While you were sleeping: Wall Street slides
Walt Disney and Merck shares lead Wall St drop.
Walt Disney and Merck shares lead Wall St drop.
Wall Street dropped, along with equities in Europe, amid concern about China's slowing economic growth and its impact on the worldwide economy.
In late trading in New York, the Dow Jones Industrial Average shed 1.65%, the Standard & Poor's 500 Index retreated 1.72%, while the Nasdaq Composite Index sank 2.4%.
Declines in shares of Walt Disney and those of Merck, down 5.7% and 4.4% respectively, led the Dow lower.
Shares of Walt Disney suffered after Sanford C Bernstein analyst Todd Juenger downgraded his rating on the stock to "market perform," from "outperform." Juenger did the same for Time Warner shares, which last traded 4.7% lower.
The "Fab Five" – Netflix, Facebook, Apple, Google and amazon.com – were lower on the day.
A key question for Wall Street remains the timing of a US Federal Reserve interest rate increase. Most investors and analysts interpreted minutes from the July Federal Open Market Committee meeting, released on Wednesday, as indicating US policy makers might not raise interest rates next month.
Citi analysts begged to differ, predicting the Fed will raise rates at its September 16-17 meeting.
"The increased prominence of financial stability considerations in the FOMC discussion is a hawkish signal that markets apparently ignored with the release of the July minutes," according to the team at Citi, led by William Lee, Bloomberg reported.

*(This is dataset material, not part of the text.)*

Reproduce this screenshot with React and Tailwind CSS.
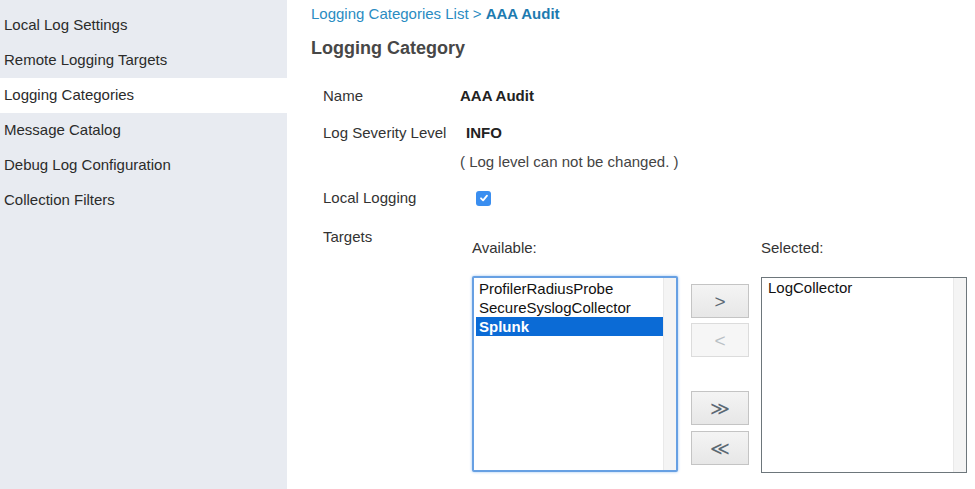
import React, { useState } from "react";

const menu = [
  "Local Log Settings",
  "Remote Logging Targets",
  "Logging Categories",
  "Message Catalog",
  "Debug Log Configuration",
  "Collection Filters",
];

function MoveButton({ label, disabled }) {
  return (
    <button
      className={
        "w-[58px] h-[34px] flex items-center justify-center border text-[19px] leading-none " +
        (disabled
          ? "border-[#dcdcdc] bg-[#f6f6f6] text-[#b9c0c5]"
          : "border-[#c4c4c4] bg-gradient-to-b from-[#f4f4f4] to-[#e7e7e7] text-[#5b6873]")
      }
    >
      {label}
    </button>
  );
}

function ListBox({ items, selected, focused }) {
  return (
    <div
      className={
        "w-[206px] h-[196px] flex bg-white " +
        (focused
          ? "border-2 border-[#67a0e3] rounded-[2px] shadow-[0_0_3px_#9cc3f0]"
          : "border border-[#6d767b]")
      }
    >
      <div className={"flex-1 " + (focused ? "pt-[1px] pl-[2px]" : "pt-[0px] pl-[3px]")}>
        {items.map((it) => (
          <div
            key={it}
            className={
              "h-[19px] leading-[19px] px-[3px] text-[15px] " +
              (it === selected ? "bg-[#0b6bd6] text-white font-bold" : "text-[#111]")
            }
          >
            {it}
          </div>
        ))}
      </div>
      <div className="w-[13px] bg-[#f4f4f4] border-l border-[#e9e9e9]" />
    </div>
  );
}

export default function App() {
  const [local, setLocal] = useState(true);

  return (
    <div className="min-h-screen flex bg-white font-['Liberation_Sans',Arial,sans-serif] text-[#333]">
      <div className="w-[287px] shrink-0 bg-[#e8ebf1] pt-[8px]">
        {menu.map((m) => (
          <div
            key={m}
            className={
              "h-[35px] flex items-center pl-[4px] text-[15px] text-[#2b2b2b] " +
              (m === "Logging Categories" ? "bg-white" : "")
            }
          >
            {m}
          </div>
        ))}
      </div>

      <div className="flex-1 pl-[24px] pt-[4px]">
        <div className="text-[15px] leading-[20px] text-[#2a8cc2]">
          Logging Categories List &gt; <span className="font-bold text-[#1d7bb0]">AAA Audit</span>
        </div>
        <h1 className="mt-[12px] text-[18px] leading-[24px] font-bold text-[#474747]">Logging Category</h1>

        <div className="pl-[12px] text-[15px] leading-[20px]">
          <div className="mt-[26px] flex">
            <div className="w-[137px]">Name</div>
            <div className="font-bold text-[#222]">AAA Audit</div>
          </div>
          <div className="mt-[17px] flex">
            <div className="w-[143px]">Log Severity Level</div>
            <div className="font-bold text-[#222]">INFO</div>
          </div>
          <div className="mt-[9px] pl-[137px] text-[#444]">( Log level can not be changed. )</div>
          <div className="mt-[16px] flex items-center">
            <div className="w-[153px]">Local Logging</div>
            <button
              onClick={() => setLocal(!local)}
              className={
                "w-[15px] h-[15px] rounded-[3px] flex items-center justify-center " +
                (local ? "bg-[#3a8ef0]" : "bg-white border border-gray-400")
              }
            >
              {local && (
                <svg width="10" height="10" viewBox="0 0 10 10">
                  <path d="M2 5.3 L4.1 7.4 L8 2.6" fill="none" stroke="white" strokeWidth="1.8" strokeLinecap="round" strokeLinejoin="round" />
                </svg>
              )}
            </button>
          </div>
          <div className="mt-[19px] flex">
            <div className="w-[149px]">Targets</div>
            <div className="flex pt-[11px]">
              <div>
                <div>Available:</div>
                <div className="mt-[18px]">
                  <ListBox
                    items={["ProfilerRadiusProbe", "SecureSyslogCollector", "Splunk"]}
                    selected="Splunk"
                    focused
                  />
                </div>
              </div>
              <div className="ml-[13px] pt-[46px] flex flex-col">
                <MoveButton label="&gt;" />
                <div className="mt-[5px]">
                  <MoveButton label="&lt;" disabled />
                </div>
                <div className="mt-[34px]">
                  <MoveButton label="≫" />
                </div>
                <div className="mt-[6px]">
                  <MoveButton label="≪" />
                </div>
              </div>
              <div className="ml-[12px]">
                <div>Selected:</div>
                <div className="mt-[19px]">
                  <ListBox items={["LogCollector"]} />
                </div>
              </div>
            </div>
          </div>
        </div>
      </div>
    </div>
  );
}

US crude oil is trading near a 6-1/2 year low of $US40.21 a barrel. Economist Gary Shilling says he is sticking with his forecast the price will drop to between $US10 and $US20 a barrel.
"Right now there are so many more concerns than hopes," Boston-based Cabrera Capital Markets international trading director Larry Peruzzi told Bloomberg. "There are global growth concerns, Fed minutes created some uncertainty about rates, and also playing a part is oil poised to dip below $US40 a barrel."
In terms of US economic data, the Conference Board's index of leading economic indicators fell 0.2% in July.
Separately, the National Association of Realtors say existing home sales rose 2% to an annual rate of 5.59 million dwellings last month, the highest since February 2007, and the Labor Department says jobless claims rose 4000 to a seasonally adjusted 277,000 for the week ended August 15.
Finally, the Philadelphia Fed's business activity index climbed to 8.3 in August, up from 5.7 in July.
"We continue to expect both economic growth and labour market activity to continue shifting higher, providing the justification for the Fed to begin the normalisation in monetary policy in September," New York-based TD Securities deputy chief economist Millan Mulraine told Reuters.
In Europe, the Stoxx 600 Index ended the session with a 2.1% drop from the previous close. The UK's FTSE 100 Index fell 0.6%, France's CAC 40 Index declined 2.1%, while Germany's DAX Index shed 2.3%.
Greek Prime Minister Alexis Tsipras resigned yesterday, setting the stage for snap elections on the international bailout that his government negotiated to keep the nation from defaulting and exiting the euro currency zone.